María vio a Jesús sentado bajo un árbol pequeño, parecía estar adormilado. Observándole con atención, sin embargo, se dio cuenta de que no dormía sino que estaba por completo concentrado en pensamientos íntimos. Quiso alejarse pero ya era demasiado tarde. La había visto; le había molestado. Jesús le hizo ademán para que se acercara.

—Lo siento —dijo la niña.

—¿Qué sientes? —Más que molesto, parecía auténticamente perplejo por sus palabras.

—Haberte interrumpido —explico.

Jesús sonrió.

—Estoy sentado aquí, a la vista de todos. Es imposible irrumpir en la intimidad de alguien que se encuentra en un espacio público.

—Pero estabas solo —insistió ella—. Seguro que querías que te dejáramos en paz.

—No tanto —respondió él—. Tal vez esperara que sucediera algo interesante.

—¿Como qué?

—Cualquier cosa. Todo lo que sucede es interesante, si lo consideras con atención. Esta lagartija, por ejemplo. —Inclinó la cabeza lentamente para no asustar a la criatura—. Intenta decidir si debe salir de su grieta o no.

—¿Qué tienen de interesante las lagartijas? —Nunca le habían parecido especialmente llamativas aunque, por cierto, nunca se había detenido a observarlas. ¡Se movían tan rápido!

—¿No te parecen fascinantes las lagartijas? —preguntó Jesús muy serio. ¿O estaba bromeando?—. Su piel es tan extraña, tan… áspera.
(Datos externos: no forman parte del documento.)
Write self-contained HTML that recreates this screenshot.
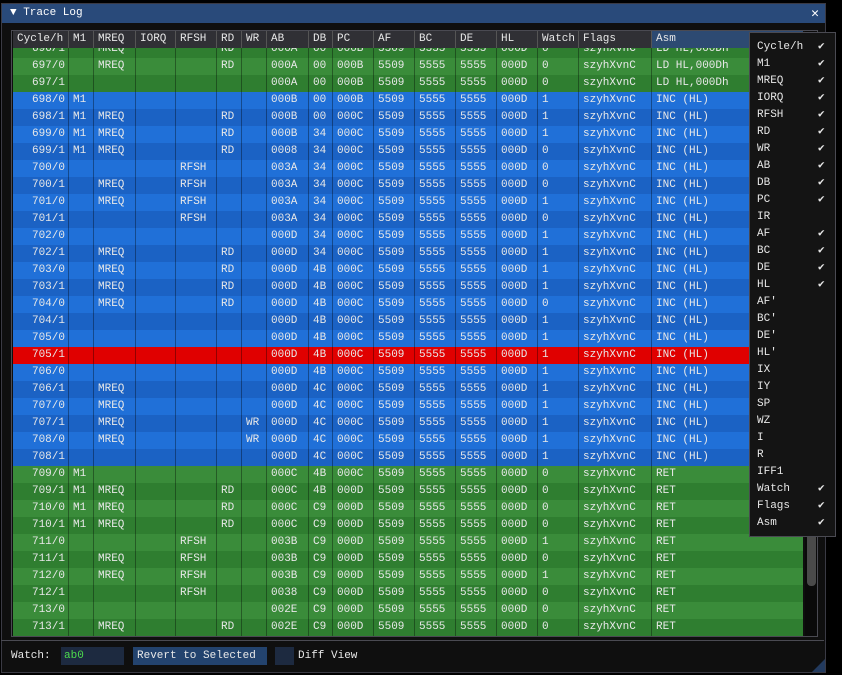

Y cómo mueven las piernas… no como los demás animales de cuatro patas. Las mueven de una en una, no de dos en dos. Cuando Dios las creó debía de querer mostrar que hay muchas maneras de viajar y muchos modos de ser rápido.

—¿Y las serpientes? —preguntó María—. No entiendo cómo pueden moverse, y menos tan rápido, si no tienen piernas.

—Sí, las serpientes son mejor ejemplo. Dios, en su inteligencia, les enseño a moverse y a vivir una vida feliz a pesar de su carencia.

—Y no se nos permite comerlas —añadió ella—. ¿A quién quería proteger Dios, a las serpientes o a nosotros?

—Ahora sí que celebramos el Shabbat —dijo Jesús inesperadamente—. Éste es un placer como tienen que ser los placeres.

Qué extraña manera de hablar. Pero a María le caía bien, a pesar e todo. Algunas personas que dicen cosas raras te asustan, porque intuyes que son peligrosas o tontas e imprevisibles. Este muchacho, sin embargo, parecía todo lo contrario: sensible y digno de confianza. A él le podía confesar: «No sé qué quieres decir».

Jesús dio un suspiro de placer.

—Que estamos pensando en Dios, hablamos de Sus obras, medidos, si lo prefieres, en la Creación.

—¿Meditamos en una lagartija? —María no pudo reprimir una risita.

—También es obra de Dios, tanto como el águila o el león —respondió Jesús—. Y tal vez una prueba mejor de Su ingenio.

—¿Podríamos pasar un año meditando en una criatura distinta cada día? —preguntó la niña. La idea le pareció fascinante.

—Desde luego. Recuerda el salmo que dice:

Alabad a Dios desde la tierra, vosotros, dragones, y seres de allí abajo:
Fuego, granizo, nieve, hielo, vientos tormentosos que cumplís Su palabra:
Montañas y colinas, cedros y árboles frutales:
Bestias y ganado: serpientes y aves plumadas.

María no recordaba el salmo, pero ahora ya no lo olvidaría jamás.

—¡Alaba a Dios! —ordenó severamente a la lagartija, que salió disparada de la rendija y desapareció. Jesús echó a reír.

Pronto —pareció que demasiado pronto— el sol acarició el horizonte, señalando el fin del Shabbat. De pie, contemplaron su desaparición y escucharon la trompeta que anunciaba la conclusión del descanso sagrado.